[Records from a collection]
##########
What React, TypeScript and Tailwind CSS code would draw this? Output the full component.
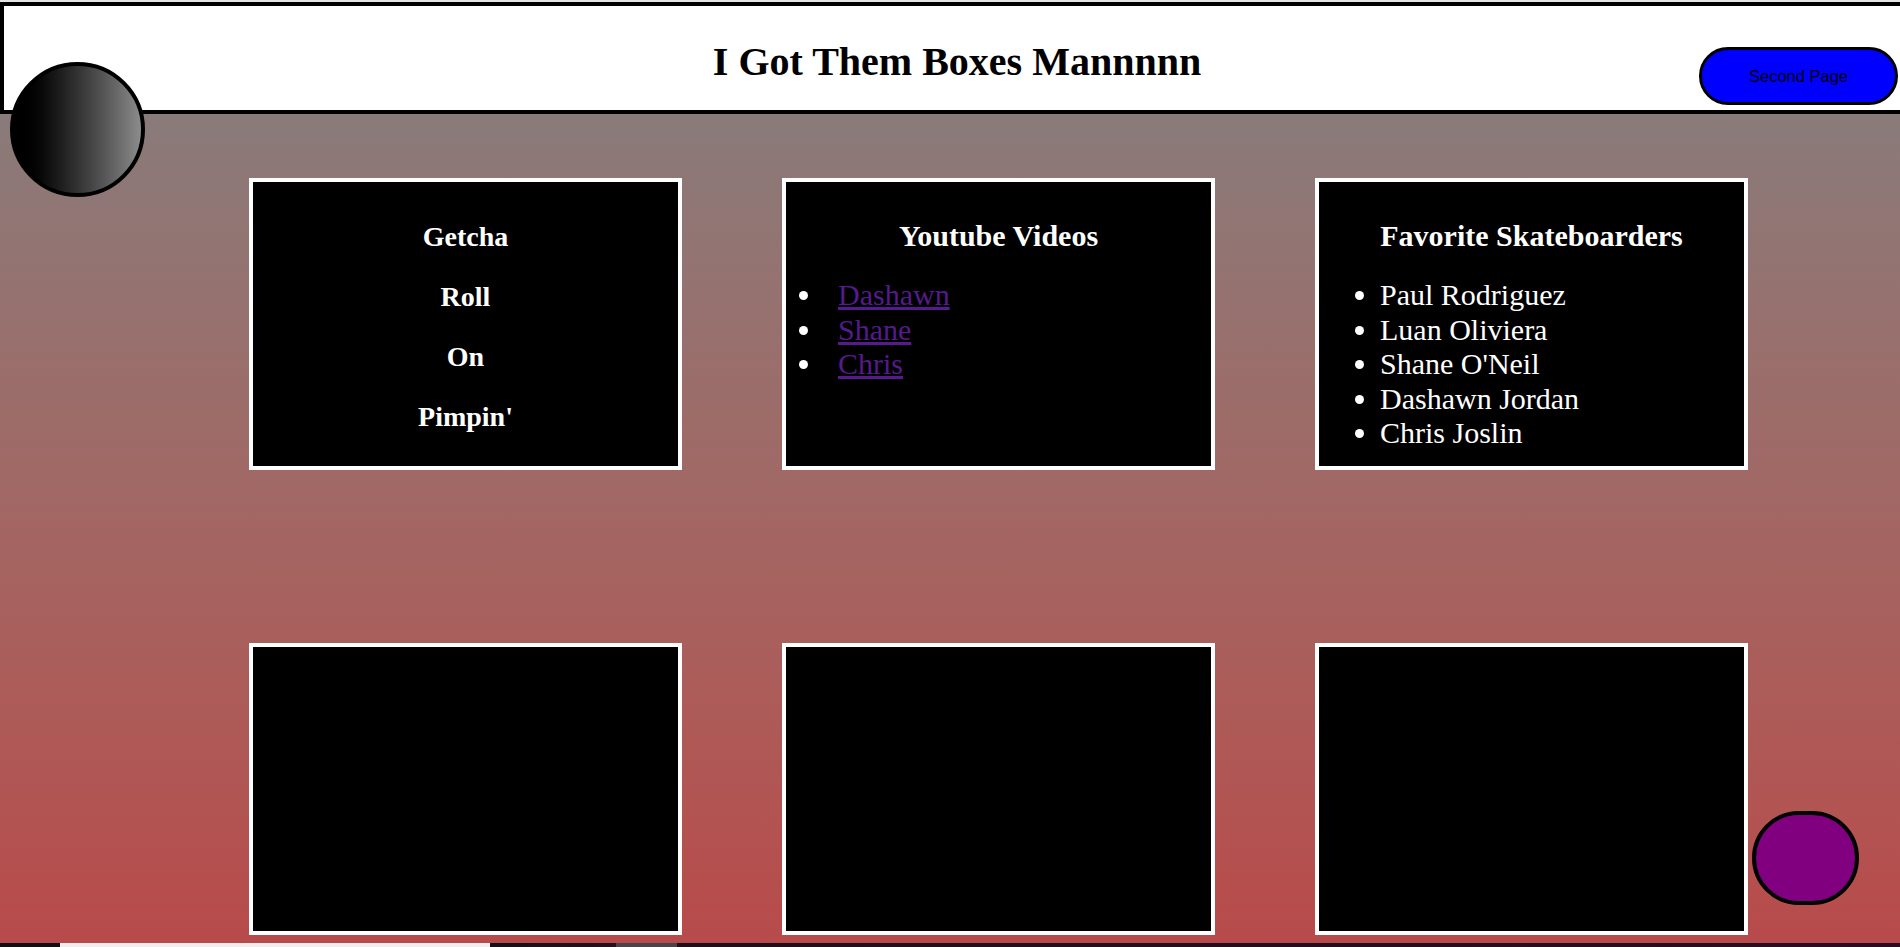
const serif = { fontFamily: '"Liberation Serif", "Times New Roman", serif' };

const boxes = ["Getcha", "Roll", "On", "Pimpin'"];
const videos = ["Dashawn", "Shane", "Chris"];
const skaters = ["Paul Rodriguez", "Luan Oliviera", "Shane O'Neil", "Dashawn Jordan", "Chris Joslin"];

function Card({ children }: { children?: React.ReactNode }) {
  return <div className="h-[292px] border-4 border-white bg-black text-white">{children}</div>;
}

export default function App() {
  return (
    <div
      className="relative h-[947px] w-full overflow-hidden bg-gradient-to-b from-[#808080] to-[#b84a4a]"
      style={serif}
    >
      <div className="h-[2px] w-full bg-[#e4e4e8]" />

      <header className="grid h-[112px] w-[1914px] grid-cols-[1fr_auto_1fr] border-4 border-black bg-white">
        <div />
        <h1 className="mt-[33px] text-[40px] font-bold leading-[46px] text-black">I Got Them Boxes Mannnnn</h1>
        <div className="flex items-end justify-end pr-[12px] pb-[5px]">
          <button
            className="h-[58px] w-[199px] rounded-full border-[3px] border-black bg-[#0000ff] text-[16.5px] text-black"
            style={{ fontFamily: '"Liberation Sans", Arial, sans-serif' }}
          >
            Second Page
          </button>
        </div>
      </header>

      <main className="mt-[64px] grid grid-cols-[433px_433px_433px] gap-x-[100px] gap-y-[173px] pl-[249px]">
        <Card>
          <div className="flex flex-col items-center gap-[28px] pt-[39px]">
            {boxes.map((b) => (
              <p key={b} className="text-[28px] font-bold leading-[32px]">
                {b}
              </p>
            ))}
          </div>
        </Card>

        <Card>
          <h3 className="pt-[37px] text-center text-[30px] font-bold leading-[34.5px]">Youtube Videos</h3>
          <ul className="mt-[24.5px] list-disc pl-[38px] text-[30px] leading-[34.5px]">
            {videos.map((v) => (
              <li key={v}>
                <a href="#" className="ml-[14px] text-[#551a8b] underline">
                  {v}
                </a>
              </li>
            ))}
          </ul>
        </Card>

        <Card>
          <h3 className="pt-[37px] text-center text-[30px] font-bold leading-[34.5px]">Favorite Skateboarders</h3>
          <ul className="mt-[24.5px] list-disc pl-[61px] text-[30px] leading-[34.5px]">
            {skaters.map((s) => (
              <li key={s}>{s}</li>
            ))}
          </ul>
        </Card>

        <Card />
        <Card />
        <Card />
      </main>

      <div className="mt-[8px] flex h-[4px] w-full">
        <div className="w-[60px] bg-[#0f0f14]" />
        <div className="w-[430px] bg-[#efefef]" />
        <div className="w-[126px] bg-gradient-to-r from-[#141018] to-[#24101e]" />
        <div className="w-[61px] bg-[#4a4448]" />
        <div className="flex-1 bg-gradient-to-r from-[#1e0f1a] to-[#2a0c22]" />
      </div>

      <div className="absolute left-[10px] top-[62px] h-[135px] w-[135px] rounded-full border-4 border-black bg-gradient-to-r from-black to-[#8c8c8c]" />
      <div className="absolute left-[1752px] top-[811px] h-[94px] w-[107px] rounded-full border-4 border-black bg-[#800080]" />
    </div>
  );
}
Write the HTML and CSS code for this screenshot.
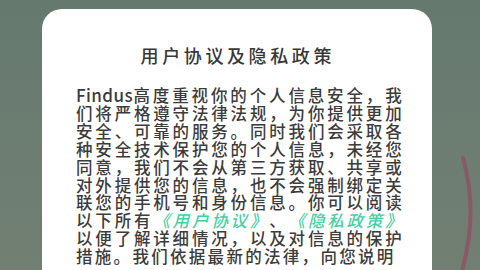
FILE: index.html
```html
<!DOCTYPE html>
<html lang="zh-CN">
<head>
<meta charset="utf-8">
<title>用户协议及隐私政策</title>
<link rel="stylesheet" href="styles.css">
</head>
<body>
<div class="screen">
  <section class="dialog">
    <h1 class="dialog-title">用户协议及隐私政策</h1>
    <p class="dialog-text"><span class="latin">Findus</span>高度重视你的个人信息安全，我们将严格遵守法律法规，为你提供更加安全、可靠的服务。同时我们会采取各种安全技术保护您的个人信息，未经您同意，我们不会从第三方获取、共享或对外提供您的信息，也不会强制绑定关联您的手机号和身份信息。你可以阅读以下所有<a class="link">《用户协议》</a>、<a class="link">《隐私政策》</a>以便了解详细情况，以及对信息的保护措施。我们依据最新的法律，向您说明</p>
  </section>
  <svg class="arc" width="48" height="270" viewBox="432 0 48 270" aria-hidden="true">
    <path d="M463 158 Q479 214 461 274" fill="none" stroke="#8a5866" stroke-width="4" stroke-linecap="round"/>
  </svg>
</div>
</body>
</html>
```
FILE: styles.css
```css
html, body {
  margin: 0;
  padding: 0;
}
body {
  width: 480px;
  height: 270px;
  overflow: hidden;
  background: linear-gradient(180deg, #65796e 0%, #6c7d72 50%, #727f73 100%);
  font-family: "Noto Sans CJK SC", "Noto Sans", sans-serif;
}
.screen {
  position: relative;
  height: 270px;
  padding: 9px 0 0 42px;
  box-sizing: border-box;
}
.dialog {
  width: 390px;
  height: 300px;
  background: #ffffff;
  border-radius: 20px;
  padding: 34px 28px 0 34px;
  box-sizing: border-box;
}
.dialog-title {
  margin: 0;
  text-align: center;
  font-size: 18px;
  font-weight: 500;
  line-height: 24px;
  letter-spacing: 3.6px;
  color: #383838;
  padding-left: 3.6px;
  padding-right: 8px;
}
.dialog-text {
  margin: 19px 0 0 0;
  font-size: 16.5px;
  font-weight: 500;
  line-height: 17.9px;
  letter-spacing: 2.3px;
  color: #3c3c3c;
  text-align: justify;
  text-spacing-trim: space-all;
}
.latin {
  letter-spacing: 0.4px;
  font-size: 17px;
}
.link {
  color: #45d0a4;
  font-style: italic;
  text-decoration: none;
}
.arc {
  position: absolute;
  right: 0;
  top: 0;
}
```
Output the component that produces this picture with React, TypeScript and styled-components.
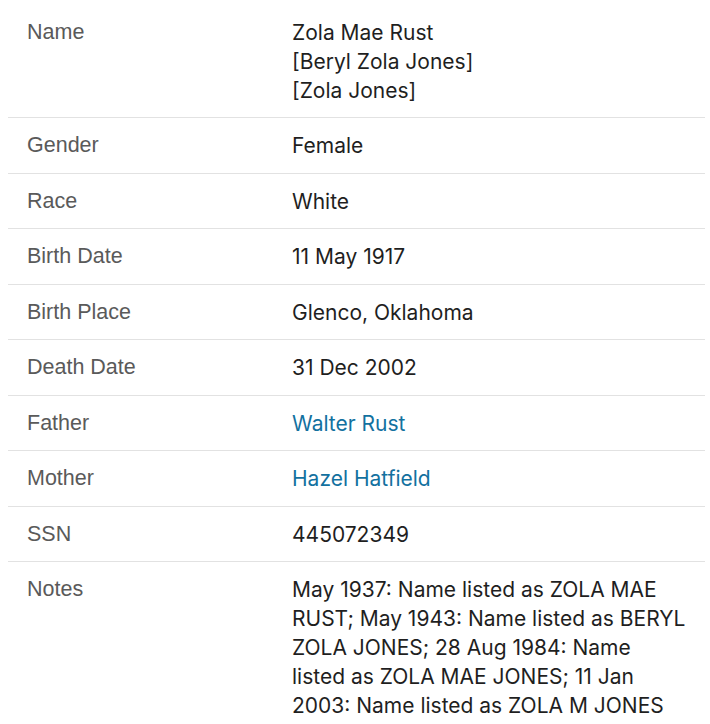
import React from "react";
import styled, { createGlobalStyle } from "styled-components";

const GlobalStyle = createGlobalStyle`
  body {
    margin: 0;
    background: #ffffff;
  }
`;

const Table = styled.div`
  width: 697px;
  margin-left: 8px;
  padding-top: 4.5px;
`;

const Row = styled.div`
  display: grid;
  grid-template-columns: 284px 1fr;
  padding: 13px 0 12.5px;
  border-bottom: 1px solid #e2e2e2;

  &:last-child {
    border-bottom: none;
  }
`;

const Label = styled.div`
  padding-left: 19px;
  font-family: "Liberation Sans", Arial, sans-serif;
  font-size: 21.5px;
  line-height: 28px;
  color: #5a5a5a;
`;

const Value = styled.div`
  padding-right: 19px;
  font-family: Inter, "Noto Sans", sans-serif;
  font-size: 21px;
  line-height: 29px;
  color: #1f1f1f;
`;

const Line = styled.div``;

const Link = styled.a`
  color: #13719f;
  text-decoration: none;
`;

type Fact = {
  label: string;
  lines: string[];
  link?: boolean;
};

const FACTS: Fact[] = [
  { label: "Name", lines: ["Zola Mae Rust", "[Beryl Zola Jones]", "[Zola Jones]"] },
  { label: "Gender", lines: ["Female"] },
  { label: "Race", lines: ["White"] },
  { label: "Birth Date", lines: ["11 May 1917"] },
  { label: "Birth Place", lines: ["Glenco, Oklahoma"] },
  { label: "Death Date", lines: ["31 Dec 2002"] },
  { label: "Father", lines: ["Walter Rust"], link: true },
  { label: "Mother", lines: ["Hazel Hatfield"], link: true },
  { label: "SSN", lines: ["445072349"] },
  {
    label: "Notes",
    lines: [
      "May 1937: Name listed as ZOLA MAE RUST; May 1943: Name listed as BERYL ZOLA JONES; 28 Aug 1984: Name listed as ZOLA MAE JONES; 11 Jan 2003: Name listed as ZOLA M JONES",
    ],
  },
];

const App: React.FC = () => {
  return (
    <>
      <GlobalStyle />
      <Table>
        {FACTS.map((fact) => (
          <Row key={fact.label}>
            <Label>{fact.label}</Label>
            <Value>
              {fact.lines.map((line) => (
                <Line key={line}>
                  {fact.link ? <Link href="#">{line}</Link> : line}
                </Line>
              ))}
            </Value>
          </Row>
        ))}
      </Table>
    </>
  );
};

export default App;
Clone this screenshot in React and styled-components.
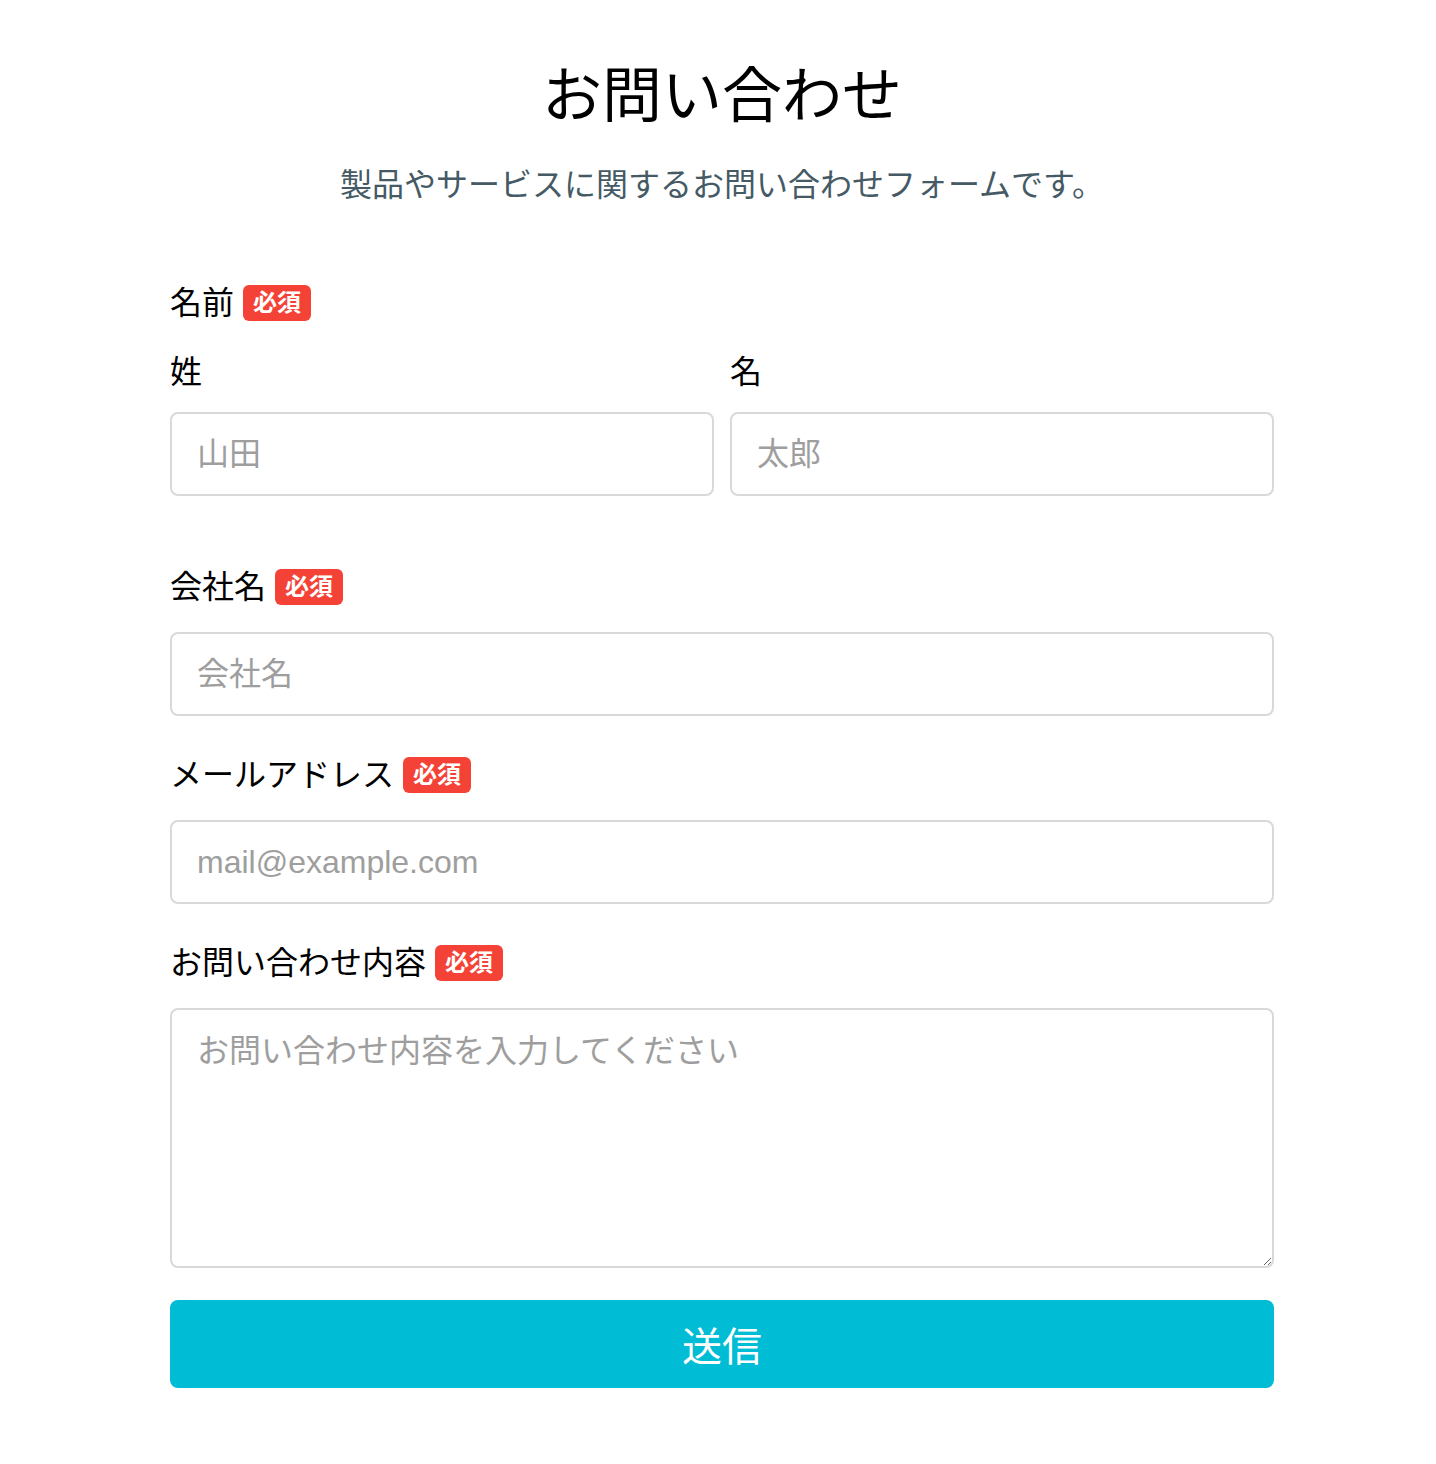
import React from 'react'
import styled, { createGlobalStyle } from 'styled-components';

const GlobalStyle = createGlobalStyle`
  body {
    margin: 0;
    background: #fff;
    font-family: "Liberation Sans", "Noto Sans CJK JP", sans-serif;
    color: #000;
  }
  * { box-sizing: border-box; }
`;

const App = () => {
  return (
    <>
      <GlobalStyle />
      <Pagina>
        <Cabecera>
          <Titulo>お問い合わせ</Titulo>
          <Subtitulo>製品やサービスに関するお問い合わせフォームです。</Subtitulo>
        </Cabecera>

        <Formulario onSubmit={(e) => e.preventDefault()}>
          <Grupo $extra>
            <Etiqueta>名前<Requerido>必須</Requerido></Etiqueta>
            <Fila>
              <Columna>
                <SubEtiqueta>姓</SubEtiqueta>
                <Input type='text' placeholder='山田' />
              </Columna>
              <Columna>
                <SubEtiqueta>名</SubEtiqueta>
                <Input type='text' placeholder='太郎' />
              </Columna>
            </Fila>
          </Grupo>

          <Grupo>
            <Etiqueta>会社名<Requerido>必須</Requerido></Etiqueta>
            <Input type='text' placeholder='会社名' />
          </Grupo>

          <Grupo>
            <Etiqueta>メールアドレス<Requerido>必須</Requerido></Etiqueta>
            <Input type='email' placeholder='mail@example.com' />
          </Grupo>

          <Grupo $ultimo>
            <Etiqueta>お問い合わせ内容<Requerido>必須</Requerido></Etiqueta>
            <Textarea placeholder='お問い合わせ内容を入力してください' />
          </Grupo>

          <Boton type='submit'>送信</Boton>
        </Formulario>
      </Pagina>
    </>
  );
}

const Pagina = styled.div`
  width: 1104px;
  margin: 0 0 0 170px;
  padding: 62px 0 76px;
`;

const Cabecera = styled.header`
  display: flex;
  flex-direction: column;
  align-items: center;
  gap: 33px;
  margin-bottom: 80px;
`;

const Titulo = styled.h1`
  margin: 0;
  font-size: 60px;
  line-height: 70px;
  font-weight: 400;
`;

const Subtitulo = styled.p`
  margin: 0;
  font-size: 32px;
  line-height: 40px;
  color: #455a64;
`;

const Formulario = styled.form`
  display: flex;
  flex-direction: column;
`;

const Grupo = styled.div`
  display: flex;
  flex-direction: column;
  margin-bottom: ${(p) => (p.$ultimo ? '32px' : p.$extra ? '73px' : '41px')};
`;

const Etiqueta = styled.label`
  display: flex;
  align-items: center;
  gap: 9px;
  height: 36px;
  margin-bottom: 27px;
  font-size: 32px;
  line-height: 36px;
`;

const SubEtiqueta = styled.label`
  display: block;
  height: 36px;
  font-size: 32px;
  line-height: 36px;
  margin-bottom: 22px;
`;

const Requerido = styled.span`
  display: inline-flex;
  align-items: center;
  justify-content: center;
  height: 36px;
  padding: 0 10px;
  border-radius: 6px;
  background: #f44336;
  color: #fff;
  font-size: 24px;
  font-weight: 700;
  line-height: 1;
`;

const Fila = styled.div`
  display: grid;
  grid-template-columns: 1fr 1fr;
  gap: 16px;
  margin-top: 6px;
`;

const Columna = styled.div`
  display: flex;
  flex-direction: column;
`;

const Input = styled.input`
  width: 100%;
  height: 84px;
  padding: 0 25px;
  border: 2px solid #d9d9d9;
  border-radius: 8px;
  font-family: inherit;
  font-size: 32px;
  color: #000;
  outline: none;

  &::placeholder {
    color: #9e9e9e;
  }
`;

const Textarea = styled.textarea`
  width: 100%;
  height: 260px;
  padding: 21px 25px;
  border: 2px solid #d9d9d9;
  border-radius: 8px;
  font-family: inherit;
  font-size: 32px;
  line-height: 40px;
  outline: none;
  resize: vertical;

  &::placeholder {
    color: #9e9e9e;
  }
`;

const Boton = styled.button`
  width: 100%;
  height: 88px;
  border: none;
  border-radius: 8px;
  background: #00bcd4;
  color: #fff;
  font-family: inherit;
  font-size: 40px;
  cursor: pointer;
`;

export default App;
##########
● WHAT THE TASK ASKS
Go to the line containing "Clone this screenshot" and copy exactly from there through the line containing "</Cabecera>", both included, and nothing more. Pictures are excluded.

● EXPECTED OUTPUT
Clone this screenshot in React and styled-components.
import React from 'react'
import styled, { createGlobalStyle } from 'styled-components';

const GlobalStyle = createGlobalStyle`
  body {
    margin: 0;
    background: #fff;
    font-family: "Liberation Sans", "Noto Sans CJK JP", sans-serif;
    color: #000;
  }
  * { box-sizing: border-box; }
`;

const App = () => {
  return (
    <>
      <GlobalStyle />
      <Pagina>
        <Cabecera>
          <Titulo>お問い合わせ</Titulo>
          <Subtitulo>製品やサービスに関するお問い合わせフォームです。</Subtitulo>
        </Cabecera>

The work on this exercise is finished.